O’Hare’s story revolves around Denise Stewart and Chief Inspector Sheehan. Stewart is a female detective in a male-dominated world. Her difficult background has naturally affected how she perceives the world. When she begins working at a new police station under Chief Inspector Sheehan, her first case involves a brutal murder. While events continue to unfold, all the detectives at the station become invested in the case. Sheehan can feel danger threatening not only the victims, but also his new detective. As a possible romance begins to blossom in her life, Stewart must decide who she can trust while Sheehan must solve the mystery before it is too late. I was fascinated through the entire novel. The twists and turns kept me interested as I could not predict where the story was going. In the end, all the pieces fit together perfectly.
The 11.05 Murders is set in Northern Ireland during present day. As an American reader, I did not recognize most of the locations. However, O’Hare’s descriptions were vivid and expressive enough for me to picture every place. The settings contribute to the sense of danger. For example, Stewart lives alone on a street that is frequently deserted at night. The eerie side streets provide suspense as Stewart never knows if someone is watching her. Similarly, the expansive size of the police station puts Stewart on edge and causes Sheehan to wonder if there could be an informant in their ranks.
Each of the characters are fully developed, complex people.
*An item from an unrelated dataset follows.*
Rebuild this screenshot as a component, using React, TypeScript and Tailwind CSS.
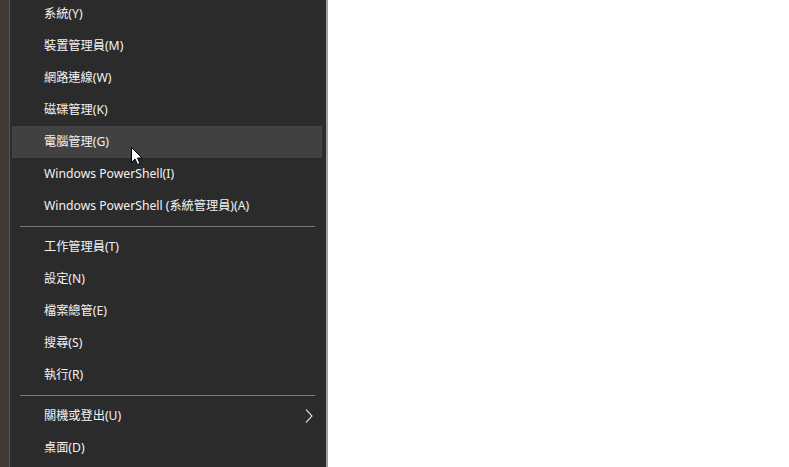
import React from 'react';

const groups: string[][] = [
  [
    '系統(Y)',
    '裝置管理員(M)',
    '網路連線(W)',
    '磁碟管理(K)',
    '電腦管理(G)',
    'Windows PowerShell(I)',
    'Windows PowerShell (系統管理員)(A)',
  ],
  ['工作管理員(T)', '設定(N)', '檔案總管(E)', '搜尋(S)', '執行(R)'],
  ['關機或登出(U)', '桌面(D)'],
];

const font = { fontFamily: '"Segoe UI", "Noto Sans", "Noto Sans CJK TC", sans-serif' };

export default function App() {
  return (
    <div className="flex h-[467px] w-[789px] overflow-hidden bg-white" style={font}>
      <div className="w-[9px] shrink-0 bg-[#3f3a33]" />
      <div className="w-px shrink-0 bg-[#5a5752]" />
      <div className="relative w-[316px] shrink-0 bg-[#2b2b2b]">
        <div className="-mt-[2px] flex flex-col">
          {groups.map((g, gi) => (
            <React.Fragment key={gi}>
              {gi > 0 && (
                <div className="flex h-[9px] items-center pl-[10px] pr-[11px]">
                  <div className="h-px w-full bg-[#7a7a7a]" />
                </div>
              )}
              {g.map((label) => {
                const hover = label === '電腦管理(G)';
                const sub = label === '關機或登出(U)';
                return (
                  <div
                    key={label}
                    className={`flex h-[32px] items-center justify-between pl-[34px] pr-[12px] text-[12.2px] text-[#f2f2f2] ${
                      hover ? 'mx-[2px] w-[310px] bg-[#414141] !pl-[32px]' : ''
                    }`}
                  >
                    <span>{label}</span>
                    {sub && (
                      <svg viewBox="0 0 10 16" className="h-[16px] w-[10px]" fill="none" stroke="#d0d0d0" strokeWidth="1.2">
                        <path d="M2 1.5 L8 8 L2 14.5" />
                      </svg>
                    )}
                  </div>
                );
              })}
            </React.Fragment>
          ))}
        </div>
        <svg viewBox="0 0 12 19" className="absolute left-[121px] top-[147px] h-[19px] w-[12px]">
          <path d="M0.5 0.5 L0.5 15.5 L4 12 L6.5 17.5 L9 16.5 L6.5 11 L11 11 Z" fill="#fff" stroke="#000" strokeWidth="1" />
        </svg>
      </div>
      <div className="w-[2px] shrink-0 bg-[#a29c96]" />
      <div className="flex-1 bg-white" />
    </div>
  );
}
Stewart’s backstory affects her character arc. Her assertive confidence and difficulty in trusting men stems from experiences in her past. Sheehan also struggles both physically and spiritually. He tries to keep his physical limitations a secret from his subordinates, and Sheehan’s crisis of faith intertwines with the climax of the murder case. Additionally, every detective at the police station has round, unique characterization. Their personalities made it possible for me to imagine each of them as distinct from each other. Typically, when there are multiple characters, I forget several of them throughout the course of the story, but even O’Hare’s minor characters are memorable.
Although The 11.05 Murders is volume two of the Inspector Sheehan Mysteries, the book stands on its own. Personally, I would love to see The 11.05 Murders adapted into a movie or television show. The only warning I would give readers is to be aware of the strong language. While I find that it adds to the realism of the characters and situations, it may offend more conservative readers.
I rate The 11.05 Murders 4 out of 4 stars. The plot, setting, and characters are well-written and work together to draw the reader into the story. Brian O’Hare is a modern Agatha Christie, and his mystery novel will be a hit with fans of the genre.